## Exercise task
Determine the number of lines containing the word "index", and state that figure alone.

## Task data
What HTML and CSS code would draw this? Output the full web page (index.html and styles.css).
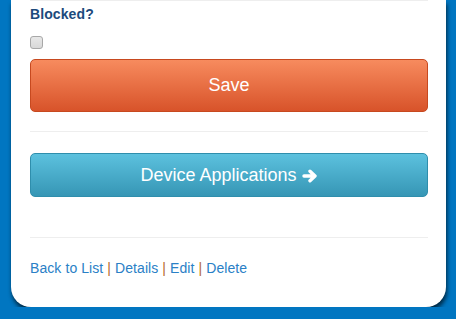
FILE: index.html
```html
<!DOCTYPE html>
<html lang="en">
<head>
    <meta charset="UTF-8">
    <meta name="viewport" content="width=device-width, initial-scale=1.0">
    <title>Edit Device</title>
    <link rel="stylesheet" href="styles.css">
</head>
<body>
    <div class="card">
        <hr class="rule top">
        <label class="field-label" for="blocked">Blocked?</label>
        <input type="checkbox" id="blocked" class="check" />
        <button class="btn btn-save">Save</button>

        <hr class="rule mid">
        <button class="btn btn-info">Device Applications
            <svg class="arrow" width="16" height="14" viewBox="0 0 16 14"><path d="M2 7H12.5M8 2.2L13 7L8 11.8" fill="none" stroke="#fff" stroke-width="3.4" stroke-linecap="round" stroke-linejoin="round"/></svg>
        </button>

        <hr class="rule low">
        <div class="links">
            <a href="#">Back to List</a> <span class="sep">|</span>
            <a href="#">Details</a> <span class="sep">|</span>
            <a href="#">Edit</a> <span class="sep">|</span>
            <a href="#">Delete</a>
        </div>
    </div>
</body>
</html>
```

FILE: styles.css
```css
body { margin: 0; background-color: #0176c1; font-family: "Liberation Sans", Arial, sans-serif; font-size: 14px; line-height: 20px; overflow: hidden; }
.card { margin: 0 10px 0 11px; padding: 0 18px 29px 19px; background-color: #fff; border-radius: 0 0 20px 20px; box-shadow: 1px 4px 4px rgba(0, 0, 0, 0.65); }
.rule { border: none; border-top: 1px solid #eee; margin: 0; }
.rule.mid { margin-top: 19px; }
.rule.low { margin-top: 40px; }
.field-label { display: block; margin-top: 3px; font-weight: bold; color: #1c4a7c; letter-spacing: 0.1px; }
.check { display: block; appearance: none; width: 13px; height: 13px; margin: 12px 0 0 0; background: linear-gradient(#e8e8e8, #d8d8d8); border: 1px solid #a8a8a8; border-radius: 3px; box-sizing: border-box; }
.btn { display: flex; align-items: center; justify-content: center; gap: 5px; width: 100%; color: #fff; font-family: inherit; font-size: 18px; border-radius: 5px; cursor: pointer; }
.btn-save { height: 53px; margin-top: 10px; background: linear-gradient(#f78b5e, #d8532a); border: 1px solid #c7491f; }
.btn-info { height: 44px; margin-top: 21px; background: linear-gradient(#5cc1de, #3696b5); border: 1px solid #2f8eac; }
.arrow { margin-top: 1px; }
.links { margin-top: 20px; letter-spacing: 0.08px; }
.links a { color: #2a80c6; text-decoration: none; }
.sep { color: #b4692c; }
```
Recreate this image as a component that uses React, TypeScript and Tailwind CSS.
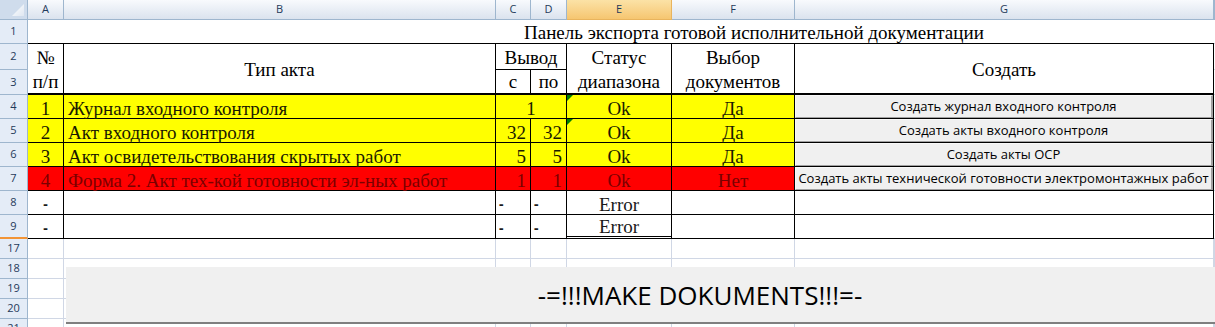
import React from "react";

const SERIF = "font-[family-name:Liberation_Serif,Times_New_Roman,serif] text-[19px]";
const SANS = "font-[family-name:Open_Sans,Liberation_Sans,sans-serif]";

function RowHead({ n, last }: { n: string; last?: boolean }) {
  return (
    <div
      className={`flex items-center justify-center border-r border-r-[#9eb6ce] bg-[#e4ecf7] text-[11px] text-[#1f3a5a] ${SANS} ${
        last ? "border-b-2 border-b-[#f29436]" : "border-b border-b-[#9eb6ce]"
      }`}
    >
      {n}
    </div>
  );
}

function ColHead({ l, sel }: { l: string; sel?: boolean }) {
  return (
    <div
      className={`flex items-center justify-center border-r border-b text-[11px] text-[#1f3a5a] ${SANS} ${
        sel
          ? "border-[#e9b45d] bg-linear-to-b from-[#fbe2a6] to-[#f6c670]"
          : "border-[#9eb6ce] bg-linear-to-b from-[#f8fafd] to-[#dbe3ee]"
      }`}
    >
      {l}
    </div>
  );
}

function Tri() {
  return (
    <svg className="absolute left-0 top-0" width="6" height="6" viewBox="0 0 6 6">
      <polygon points="0,0 6,0 0,6" fill="#008000" />
    </svg>
  );
}

type Row = {
  n: string;
  no: string;
  name: string;
  c?: string;
  d?: string;
  merged?: string;
  sel: string;
  btn: string;
  red?: boolean;
  tri?: boolean;
};

const rows: Row[] = [
  { n: "4", no: "1", name: "Журнал входного контроля", merged: "1", sel: "Да", btn: "Создать журнал входного контроля", tri: true },
  { n: "5", no: "2", name: "Акт входного контроля", c: "32", d: "32", sel: "Да", btn: "Создать акты входного контроля", tri: true },
  { n: "6", no: "3", name: "Акт освидетельствования скрытых работ", c: "5", d: "5", sel: "Да", btn: "Создать акты ОСР" },
  { n: "7", no: "4", name: "Форма 2. Акт тех-кой готовности эл-ных работ", c: "1", d: "1", sel: "Нет", btn: "Создать акты технической готовности электромонтажных работ", red: true },
];

function DataRow({ r }: { r: Row }) {
  const bg = r.red ? "bg-[#ff0000] text-[#7a0000]" : "bg-[#ffff00] text-[#1a1a00]";
  const cell = `border-r border-b border-black ${bg} ${SERIF} flex items-end leading-[19px] whitespace-nowrap`;
  return (
    <>
      <RowHead n={r.n} />
      <div className={`${cell} justify-center`}>{r.no}</div>
      <div className={`${cell} pl-[4px]`}>{r.name}</div>
      {r.merged ? (
        <div className={`${cell} col-span-2 justify-center`}>{r.merged}</div>
      ) : (
        <>
          <div className={`${cell} justify-end pr-[4px]`}>{r.c}</div>
          <div className={`${cell} justify-end pr-[4px]`}>{r.d}</div>
        </>
      )}
      <div className={`${cell} relative justify-center`}>
        {r.tri && <Tri />}
        Ok
      </div>
      <div className={`${cell} justify-center`}>{r.sel}</div>
      <div className="border-r border-b border-black bg-white">
        <div
          className={`flex h-full w-full items-center justify-center border-l border-t border-l-[#f8f8f8] border-t-[#f8f8f8] border-r-2 border-b border-r-[#a0a0a0] border-b-[#a0a0a0] bg-[#f0f0f0] text-[13px] leading-none text-black whitespace-nowrap ${SANS}`}
        >
          {r.btn}
        </div>
      </div>
      <div className="border-b border-[#d0d7e5]" />
    </>
  );
}

function EmptyRow({ n, last }: { n: string; last?: boolean }) {
  const cell = `border-r border-b border-black bg-white ${SERIF} flex items-end leading-[19px] text-[#1a1a1a]`;
  const dash = `text-[14px] font-bold leading-[20px] ${SANS}`;
  return (
    <>
      <RowHead n={n} last={last} />
      <div className={`${cell} justify-center`}>
        <span className={dash}>-</span>
      </div>
      <div className={cell} />
      <div className={`${cell} pl-[3px]`}>
        <span className={dash}>-</span>
      </div>
      <div className={`${cell} pl-[3px]`}>
        <span className={dash}>-</span>
      </div>
      <div className={`${cell} justify-center ${last ? "border-b-[3px] border-double" : ""}`}>Error</div>
      <div className={cell} />
      <div className={cell} />
      <div className="border-b border-[#d0d7e5]" />
    </>
  );
}

function GridRow({ n }: { n: string }) {
  const g = "border-r border-b border-[#d0d7e5] bg-white";
  return (
    <>
      <RowHead n={n} />
      <div className={g} />
      <div className={g} />
      <div className={g} />
      <div className={g} />
      <div className={g} />
      <div className={g} />
      <div className={g} />
      <div className={g} />
    </>
  );
}

export default function App() {
  const hc = `border-r border-black bg-white ${SERIF} text-black`;
  return (
    <div className="relative h-[327px] w-[1215px] overflow-hidden bg-white">
      <div className="grid grid-cols-[28px_36px_432px_35px_36px_105px_123px_419px_1fr] grid-rows-[20px_24px_26px_25px_24px_24px_24px_24px_24px_24px_20px_20px_20px_20px_20px]">
        {/* column header row */}
        <div className="relative border-r border-b border-[#9eb6ce] bg-[#cfdcec]">
          <svg className="absolute right-[3px] bottom-[3px]" width="12" height="12" viewBox="0 0 12 12">
            <defs>
              <linearGradient id="cg" x1="0" y1="0" x2="1" y2="1">
                <stop offset="0" stopColor="#ffffff" />
                <stop offset="1" stopColor="#dfe7f1" />
              </linearGradient>
            </defs>
            <polygon points="12,0 12,12 0,12" fill="url(#cg)" />
          </svg>
        </div>
        <ColHead l="A" />
        <ColHead l="B" />
        <ColHead l="C" />
        <ColHead l="D" />
        <ColHead l="E" sel />
        <ColHead l="F" />
        <ColHead l="G" />
        <ColHead l="" />

        {/* row 1 */}
        <RowHead n="1" />
        <div className={`col-span-7 flex items-end border-b border-black pl-[496px] leading-[21px] whitespace-nowrap text-black ${SERIF}`}>
          Панель экспорта готовой исполнительной документации
        </div>
        <div className="border-b border-[#d0d7e5]" />

        {/* row 2 */}
        <RowHead n="2" />
        <div className={`${hc} row-span-2 flex flex-col items-center justify-center border-b-2 pt-[2px] leading-6`}>
          <span>№</span>
          <span>п/п</span>
        </div>
        <div className={`${hc} row-span-2 flex items-center justify-center border-b-2 pt-[2px] leading-6`}>Тип акта</div>
        <div className={`${hc} col-span-2 flex items-end justify-center border-b leading-[23px]`}>Вывод</div>
        <div className={`${hc} row-span-2 flex flex-col items-center justify-center border-b-2 pt-[2px] leading-6`}>
          <span>Статус</span>
          <span>диапазона</span>
        </div>
        <div className={`${hc} row-span-2 flex flex-col items-center justify-center border-b-2 pt-[2px] leading-6`}>
          <span>Выбор</span>
          <span>документов</span>
        </div>
        <div className={`${hc} row-span-2 flex items-center justify-center border-b-2 pt-[2px] leading-6`}>Создать</div>
        <div className="border-b border-[#d0d7e5]" />

        {/* row 3 */}
        <RowHead n="3" />
        <div className={`${hc} flex items-end justify-center border-b-2 leading-[23px]`}>с</div>
        <div className={`${hc} flex items-end justify-center border-b-2 leading-[23px]`}>по</div>
        <div className="border-b border-[#d0d7e5]" />

        {rows.map((r) => (
          <DataRow key={r.n} r={r} />
        ))}
        <EmptyRow n="8" />
        <EmptyRow n="9" last />

        <GridRow n="17" />
        <GridRow n="18" />
        <GridRow n="19" />
        <GridRow n="20" />
        <GridRow n="21" />
      </div>

      <div
        className={`absolute left-[66px] top-[267px] flex h-[57px] w-[1268px] items-center justify-center border-b-2 border-[#7f7f7f] bg-[#f0f0f0] text-[26px] leading-none text-black ${SANS}`}
      >
        -=!!!MAKE DOKUMENTS!!!=-
      </div>
    </div>
  );
}
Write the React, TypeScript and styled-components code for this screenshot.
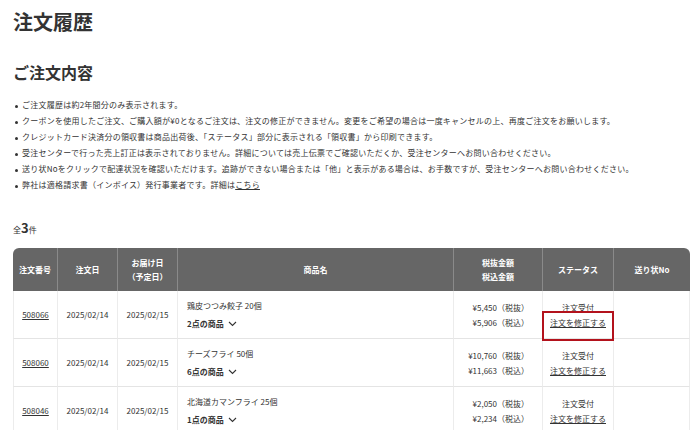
import React from 'react'
import styled, { createGlobalStyle } from 'styled-components'

const GlobalStyle = createGlobalStyle`
  body {
    margin: 0;
    background: #fff;
    color: #333;
    font-family: "Noto Sans CJK JP", "Noto Sans", sans-serif;
  }
`

const notes = [
  'ご注文履歴は約2年間分のみ表示されます。',
  'クーポンを使用したご注文、ご購入額が¥0となるご注文は、注文の修正ができません。変更をご希望の場合は一度キャンセルの上、再度ご注文をお願いします。',
  'クレジットカード決済分の領収書は商品出荷後、「ステータス」部分に表示される「領収書」から印刷できます。',
  '受注センターで行った売上訂正は表示されておりません。詳細については売上伝票でご確認いただくか、受注センターへお問い合わせください。',
  '送り状Noをクリックで配達状況を確認いただけます。追跡ができない場合または「他」と表示がある場合は、お手数ですが、受注センターへお問い合わせください。',
]

const orders = [
  { no: '508066', date: '2025/02/14', due: '2025/02/15', name: '鶏皮つつみ餃子 20個', count: 2, ex: '¥5,450', inc: '¥5,906', marked: true },
  { no: '508060', date: '2025/02/14', due: '2025/02/15', name: 'チーズフライ 50個', count: 6, ex: '¥10,760', inc: '¥11,663', marked: false },
  { no: '508046', date: '2025/02/14', due: '2025/02/15', name: '北海道カマンフライ 25個', count: 1, ex: '¥2,050', inc: '¥2,234', marked: false },
]

const Chevron = () => (
  <svg width="9" height="6" viewBox="0 0 9 6" fill="none">
    <path d="M1 1l3.5 3.5L8 1" stroke="#333" strokeWidth="1.1" />
  </svg>
)

const App = () => {
  return (
    <Page>
      <GlobalStyle />
      <Title>注文履歴</Title>
      <SubTitle>ご注文内容</SubTitle>
      <Notes>
        {notes.map((n) => (
          <li key={n}>{n}</li>
        ))}
        <li>
          弊社は適格請求書（インボイス）発行事業者です。詳細は<TextLink>こちら</TextLink>
        </li>
      </Notes>
      <Count>
        全<strong>3</strong>件
      </Count>
      <Table>
        <colgroup>
          <col style={{ width: 44 }} />
          <col style={{ width: 60 }} />
          <col style={{ width: 60 }} />
          <col />
          <col style={{ width: 89 }} />
          <col style={{ width: 71 }} />
          <col style={{ width: 77 }} />
        </colgroup>
        <thead>
          <tr>
            <Th>注文番号</Th>
            <Th>注文日</Th>
            <Th>
              お届け日
              <br />
              （予定日）
            </Th>
            <Th>商品名</Th>
            <Th>
              税抜金額
              <br />
              税込金額
            </Th>
            <Th>ステータス</Th>
            <Th>送り状No</Th>
          </tr>
        </thead>
        <tbody>
          {orders.map((o) => (
            <tr key={o.no}>
              <Td>
                <TextLink>{o.no}</TextLink>
              </Td>
              <Td>{o.date}</Td>
              <Td>{o.due}</Td>
              <Td $align="left">
                <ItemName>{o.name}</ItemName>
                <ItemToggle>
                  {o.count}点の商品 <Chevron />
                </ItemToggle>
              </Td>
              <Td $align="right">
                {o.ex}（税抜）
                <br />
                {o.inc}（税込）
              </Td>
              <Td>
                注文受付
                <br />
                <EditWrap>
                  <TextLink>注文を修正する</TextLink>
                  {o.marked && <Highlight />}
                </EditWrap>
              </Td>
              <Td />
            </tr>
          ))}
        </tbody>
      </Table>
    </Page>
  )
}

const Page = styled.div`
  padding: 8px 10px 0 13px;
  width: 700px;
  box-sizing: border-box;
  height: 430px;
  overflow: hidden;
`

const Title = styled.h1`
  margin: 0;
  font-size: 20px;
  line-height: 28px;
  font-weight: 700;
  color: #333;
`

const SubTitle = styled.h2`
  margin: 24px 0 0;
  font-size: 16px;
  line-height: 24px;
  font-weight: 700;
  color: #333;
`

const Notes = styled.ul`
  margin: 13px 0 0;
  padding: 0 0 0 9px;
  list-style: none;
  font-size: 8px;
  line-height: 16px;
  letter-spacing: 0.24px;
  color: #333;

  li {
    position: relative;
  }

  li::before {
    content: '';
    position: absolute;
    left: -7px;
    top: 8px;
    width: 3px;
    height: 3px;
    border-radius: 50%;
    background: #333;
  }
`

const TextLink = styled.span`
  color: #333;
  text-decoration: underline;
  text-underline-offset: 1px;
`

const Count = styled.div`
  margin-top: 25px;
  font-size: 8px;
  line-height: 20px;

  strong {
    font-size: 13px;
    font-weight: 700;
  }
`

const Table = styled.table`
  margin-top: 8px;
  width: 677px;
  border-collapse: separate;
  border-spacing: 0;
  table-layout: fixed;
  font-size: 8px;
  color: #333;
`

const Th = styled.th`
  height: 43px;
  padding: 0 4px;
  background: #666;
  color: #fff;
  font-weight: 700;
  line-height: 14px;
  text-align: center;
  border-left: 1px solid #8a8a8a;

  &:first-child {
    border-left: none;
    border-top-left-radius: 6px;
  }

  &:last-child {
    border-top-right-radius: 6px;
  }
`

const Td = styled.td<{ $align?: 'left' | 'right' }>`
  height: 47px;
  padding: 0 ${(p) => (p.$align ? '13px' : '4px')} 0 ${(p) => (p.$align === 'left' ? '9px' : '4px')};
  text-align: ${(p) => p.$align ?? 'center'};
  line-height: 15px;
  border-left: 1px solid #ececec;
  border-bottom: 1px solid #e4e4e4;
  vertical-align: middle;

  &:last-child {
    border-right: 1px solid #ececec;
  }
`

const ItemName = styled.div`
  line-height: 14px;
`

const ItemToggle = styled.div`
  margin-top: 4px;
  font-weight: 700;
  line-height: 14px;
  display: flex;
  align-items: center;
  gap: 4px;
`

const EditWrap = styled.span`
  position: relative;
  display: inline-block;
`

const Highlight = styled.span`
  position: absolute;
  left: -8px;
  right: -8px;
  top: -4px;
  bottom: -11px;
  border: 2px solid #b3121c;
`

export default App
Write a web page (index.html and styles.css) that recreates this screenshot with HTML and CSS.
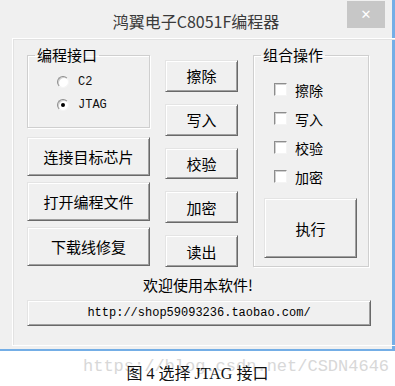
FILE: index.html
```html
<!DOCTYPE html>
<html lang="zh-CN">

<head>
  <meta charset="UTF-8">
  <title>鸿翼电子C8051F编程器</title>
  <link rel="stylesheet" href="styles.css">
</head>

<body>

  <div class="window">
    <div class="title-bar">
      <span></span>
      <h1 class="title">鸿翼电子C8051F编程器</h1>
      <button class="close">&#x2715;</button>
    </div>

    <div class="panel">
      <div class="col col-left">
        <fieldset class="group group-port">
          <legend>编程接口</legend>
          <div class="radio-list">
            <label class="radio-row"><span class="radio"></span><span class="mono">C2</span></label>
            <label class="radio-row"><span class="radio checked"></span><span class="mono">JTAG</span></label>
          </div>
        </fieldset>
        <button class="btn btn-wide">连接目标芯片</button>
        <button class="btn btn-wide">打开编程文件</button>
        <button class="btn btn-wide">下载线修复</button>
      </div>

      <div class="col col-mid">
        <button class="btn btn-small">擦除</button>
        <button class="btn btn-small">写入</button>
        <button class="btn btn-small">校验</button>
        <button class="btn btn-small">加密</button>
        <button class="btn btn-small">读出</button>
      </div>

      <fieldset class="group group-ops">
        <legend>组合操作</legend>
        <div class="check-list">
          <label class="check-row"><span class="check"></span>擦除</label>
          <label class="check-row"><span class="check"></span>写入</label>
          <label class="check-row"><span class="check"></span>校验</label>
          <label class="check-row"><span class="check"></span>加密</label>
        </div>
        <button class="btn btn-run">执行</button>
      </fieldset>

      <p class="welcome">欢迎使用本软件!</p>
      <div class="url-box">http://shop59093236.taobao.com/</div>
    </div>
  </div>

  <div class="caption">
    <span class="watermark">https://blog.csdn.net/CSDN4646</span>
    <span class="caption-text">图 4 选择 JTAG 接口</span>
  </div>

</body>

</html>
```

FILE: styles.css
```css
body {
  margin: 0;
  padding: 0;
  background-color: #fff;
  font-family: "Noto Sans CJK SC", "Liberation Sans", sans-serif;
  color: #000;
}

.window {
  width: 392px;
  height: 349px;
  background-color: #f0f0f0;
  border-right: 3px solid #74aee6;
  border-bottom: 2px solid #74aee6;
  display: flex;
  flex-direction: column;
}

.title-bar {
  height: 38px;
  display: grid;
  grid-template-columns: 1fr auto 1fr;
  align-items: start;
}

.title {
  margin: 0;
  padding-top: 10px;
  font-size: 16px;
  font-weight: normal;
  line-height: 22px;
  color: #3a3a3a;
}

.close {
  justify-self: end;
  width: 38px;
  height: 27px;
  margin: 1px 7px 0 0;
  padding: 0;
  border: none;
  background-color: #c7c7c7;
  color: #fff;
  font-size: 13px;
  font-family: "DejaVu Sans", sans-serif;
}

.panel {
  margin-left: 12px;
  width: 369px;
  height: 299px;
  border: 1px solid #fff;
  box-shadow: inset 1px 1px #e2e2e2;
  padding: 7px 0 0 14px;
  display: grid;
  grid-template-columns: 123px 73px 116px;
  grid-template-rows: 221px auto auto;
  column-gap: 15px;
  align-content: start;
}

.col {
  display: flex;
  flex-direction: column;
}

.col-left {
  gap: 6px;
}

.col-mid {
  padding-top: 14px;
  gap: 12px;
}

.group {
  margin: 0;
  padding: 0;
  border: 1px solid #cfcfcf;
  box-shadow: inset 1px 1px #fff, 1px 1px #fff;
  min-width: 0;
}

.group legend {
  margin-left: 7px;
  padding: 0 2px;
  font-size: 15px;
  line-height: 18px;
}

.group-port {
  height: 82px;
  box-sizing: border-box;
  margin-bottom: 3px;
}

.radio-list {
  padding: 6px 0 0 29px;
}

.radio-row {
  display: flex;
  align-items: center;
  gap: 9px;
  height: 23px;
}

.radio {
  width: 10px;
  height: 10px;
  border-radius: 50%;
  border: 1px solid;
  border-color: #8d8d8d #f4f4f4 #f4f4f4 #8d8d8d;
  box-shadow: inset 1px 1px #d0d0d0;
  background-color: #fff;
  display: flex;
  align-items: center;
  justify-content: center;
}

.radio.checked::after {
  content: "";
  width: 4px;
  height: 4px;
  border-radius: 50%;
  background-color: #000;
}

.mono {
  font-family: "Liberation Mono", monospace;
  font-size: 12px;
  color: #111;
}

.btn {
  margin: 0;
  padding: 0;
  background-color: #f0f0f0;
  border: 1px solid;
  border-color: #e4e4e4 #696969 #696969 #e4e4e4;
  box-shadow: inset 1px 1px #fff, inset -1px -1px #a0a0a0;
  font-family: "Noto Sans CJK SC", sans-serif;
  font-size: 15px;
  color: #000;
}

.btn-wide {
  height: 39px;
}

.btn-small {
  height: 32px;
}

.group-ops {
  height: 221px;
  box-sizing: border-box;
  display: flex;
  flex-direction: column;
}

.check-list {
  padding: 11px 0 0 20px;
}

.check-row {
  display: flex;
  align-items: center;
  gap: 8px;
  height: 29px;
  font-size: 14px;
}

.check {
  width: 11px;
  height: 11px;
  border: 1px solid;
  border-color: #8d8d8d #f4f4f4 #f4f4f4 #8d8d8d;
  box-shadow: inset 1px 1px #d0d0d0;
  background-color: #fff;
}

.btn-run {
  margin: 7px 0 0 10px;
  width: 93px;
  height: 60px;
}

.welcome {
  grid-column: 1 / -1;
  margin: 8px 0 0;
  text-align: center;
  font-size: 15px;
  line-height: 20px;
}

.url-box {
  grid-column: 1 / -1;
  margin-top: 5px;
  width: 344px;
  height: 26px;
  box-sizing: border-box;
  border: 1px solid;
  border-color: #e4e4e4 #696969 #696969 #e4e4e4;
  box-shadow: inset 1px 1px #fff, inset -1px -1px #a0a0a0;
  font-family: "Liberation Mono", monospace;
  font-size: 12px;
  line-height: 24px;
  text-align: center;
}

.caption {
  position: relative;
  height: 35px;
  text-align: center;
}

.watermark {
  position: absolute;
  left: 83px;
  top: 6px;
  font-family: "Liberation Mono", monospace;
  font-size: 17px;
  color: #d8d8d8;
  white-space: nowrap;
}

.caption-text {
  position: relative;
  display: inline-block;
  padding-top: 13px;
  font-family: "Liberation Serif", "Noto Sans CJK SC", serif;
  font-size: 16px;
  line-height: 20px;
  color: #111;
}
```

## Answer for the task
4